This piece is the Editorial from Volume 2, Issue 2 of the Sport, Business and Management: An International Journal
Over the last decade, the world has seen the emergence and dramatic growth in social media. Such has been the impact of social media, that its pioneers and innovators are now heralded and revered as icons of our age. The sport industry has often been at the forefront of developments; for instance, The Chain, which was part of Nike’s Joga Bonito campaign launched at the time of the 2006 FIFA World Cup, was an early showcase for the way in which consumers could be engaged to generate content for a marketing communications campaign. More recently, several sports teams have begun to actively employ Facebook to the extent that there some organisations now compile sporting league tables of ‘most followed teams’.
According to Kaplan and Haenlein (2010), social media is "a group of Internet-based applications that are built on the ideological and technological foundations of Web 2.0, and that allow the creation and exchange of user-generated content." Among the most commonly used and prominent forms of social media are Twitter, Facebook and You Tube. In addition to these forms of social media, there have also been several other significant developments, such as the Huffington Post which is an online newspaper with content generated by its readers.
In one respect, the impact of social media on sport was inevitable, as it has long been held that the relationship between sport and the media is a symbiotic one. Indeed, as the dynamism of the media landscape has intensified over the last two decades, the symbiosis between sport and the media has arguably strengthened as the technology and product portfolios of global media corporations have changed. Accompanying these changes, there have been simultaneous changes in many countries such as the growth of a consumer culture. These changes have, for instance, enhanced the voice of fans; hence, there has been a significant growth in radio phone-in programmes, fanzines, and specialist television programmes.

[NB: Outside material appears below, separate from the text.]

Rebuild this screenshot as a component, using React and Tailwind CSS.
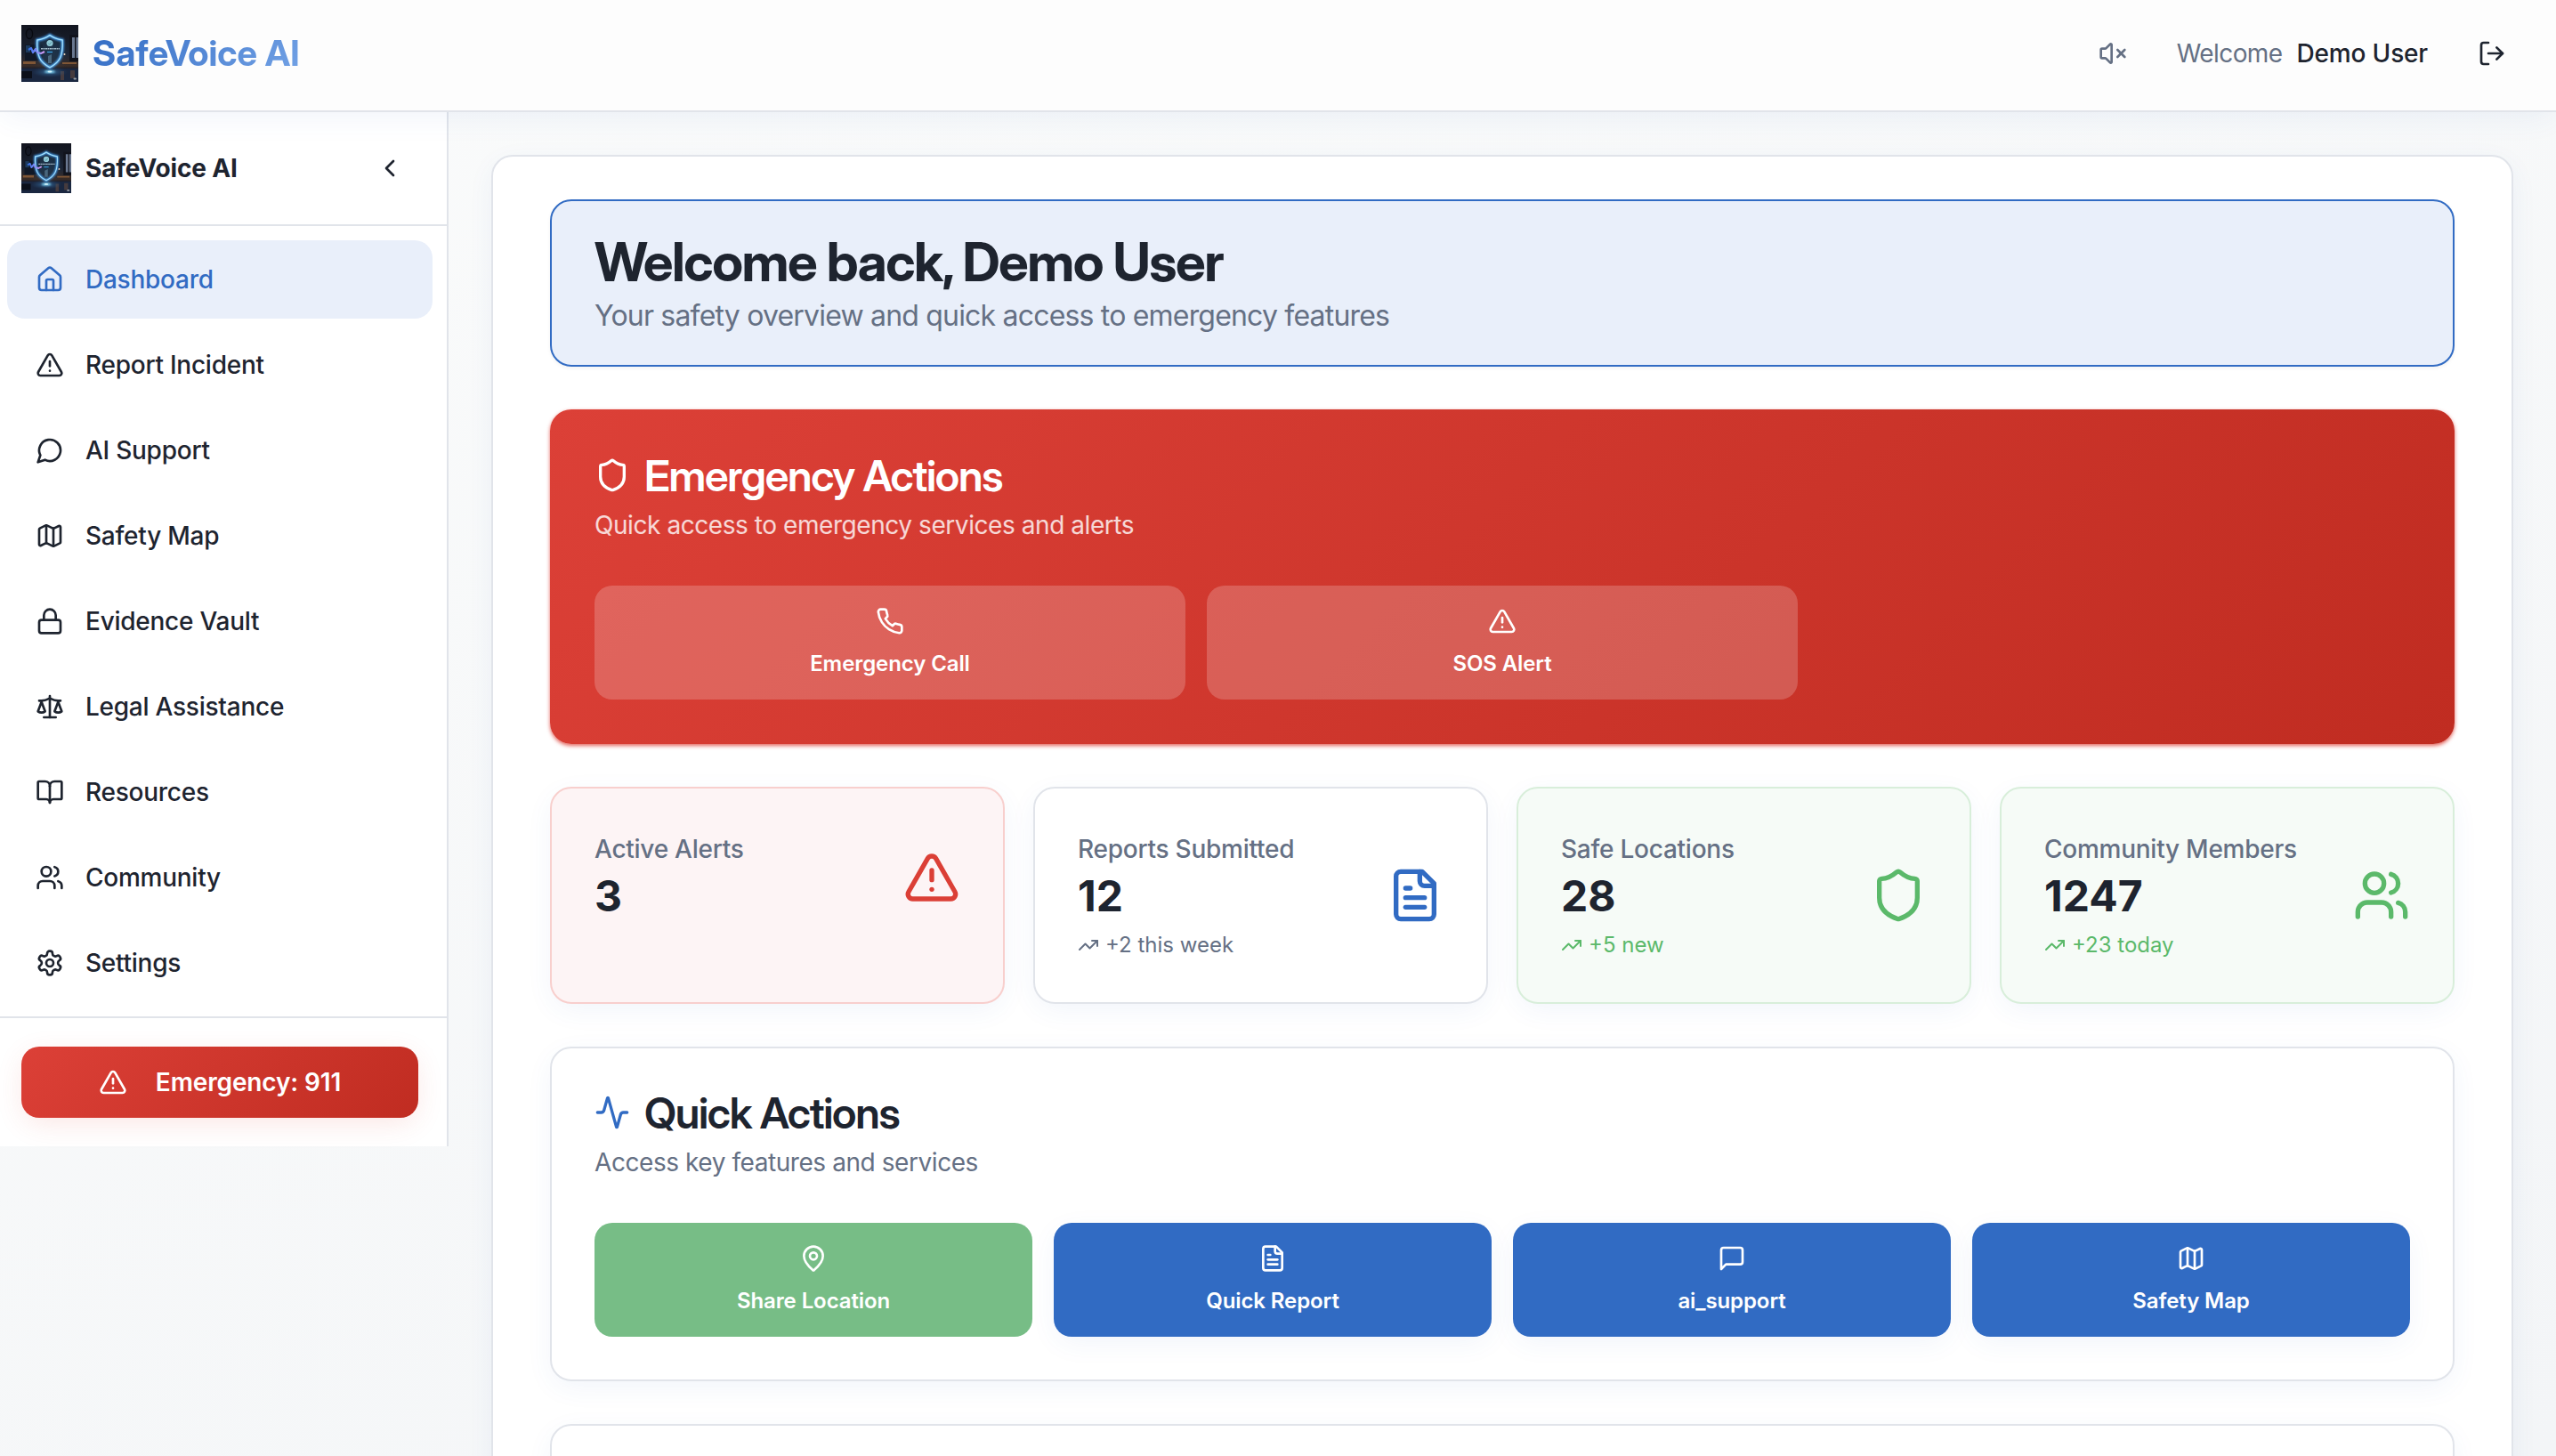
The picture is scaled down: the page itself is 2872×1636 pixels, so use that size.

Yet in spite of the symbiosis, the established relationship been sport and the media has essentially been a bi-directional one, with the media located at the nexus of a network that includes fans, customers, teams, events, venues and governing bodies. At this fundamental level, the emergence of social media has re-configured the nature, scale, and flows within the network. This is already having profound effects on sport, not least in the way that social media enhances democracy, speed and immediacy across the media space.
As a result, instead of fans being distant customers, mediums like Twitter have enabled them to gain direct access to athletes, players, coaches and managers. At the same time, teams and clubs have been able to open themselves up to the world, providing insights they have never been able to provide before. At the same time, sports’ commercial partners have actively begun to leverage social media as a way of activating their relationships with the sector. Even in the case of athletes, many use social media as a means of engaging with fans and as a way of publicly expressing views they might otherwise be unable to express, while some even use social media as a signalling device (as in the case of some professional footballers who have tweeted the availability for transfer on Twitter).
The rapidity of social media’s appearance in the sport industry landscape poses some interesting issues for academic researchers, indeed for applied researchers in the field too. The fields of business and management are replete with research opportunities, especially in terms of conceiving and understanding the new media environment in which sport functions. Researchers should, however, make a cautionary note: fast changing, rapidly evolving technologies can pose some problems, such as the way in which a phenomenon might significantly change over a period of analysis.
Notwithstanding the difficulties in researching social media, there are nevertheless still numerous areas that are likely to be of interest to, and be potentially fruitful for, researchers. Conceiving of the role that social media plays in the business and management of sport would appear to be an obvious and immediate opportunity for researchers working in this field. Beyond this, analysing the strategic (and tactical) role of various social media would inevitably emphasise some interesting issues. For instance, in marketing there is already a widespread acceptance that Twitter and Facebook are effective mechanisms for acquiring and retaining customers. Opinion is still divided nevertheless about how to monetise this form of engagement.
At the same time, it is often claimed that social media is changing the way in which sport organisations operate, by opening them up to their external stakeholders, in a way never previously experienced. For those with an interest in sporting governance or corporate social responsibility, this poses some interesting questions, not least whether social media can affect or has affected a change a change in the way sport organisations operate. Accepting that a change has taken place (or is at least in progress) implies that there are some interesting studies to be undertaken that examine to change process, as well as the outcomes of any such changes. Furthermore, as the dual agenda of good governance and corporate social responsibility continue to prevail, understanding the contribution that social media makes to both would make for an interesting study.
There are several other areas of business and management in which social media in sport could be researched and analysed; for example, in organisation behaviour, management information systems, human resource management and so forth. But for the purposes of this one of the more intriguing aspects of social media is the way in which it potentially serves as a signalling mechanism. In recent case from English football, a Premier League player used Twitter to signal his availability for transfer to another club. Such a move was highly unusual, circumventing the normal process for alerting clubs to one’s availability, while also negating the role that agents might normal fulfil in such situations. Why social media is being used in this way, and how it influences labour market dynamics, signalling activities, human resource management strategy and the role of intermediaries all represent highly intriguing research opportunities.
While some may dismiss the growing prominence of social media as merely fad and fashion, it rapid proliferation strongly suggests otherwise. As such, there are clear issues for sport, which should be embraced by sport business and management researchers, and which should therefore stimulate new and exciting research themes in sport. One hopes that readers of this journal will become part of this important new area of research and duly make appropriate future submissions to our journal.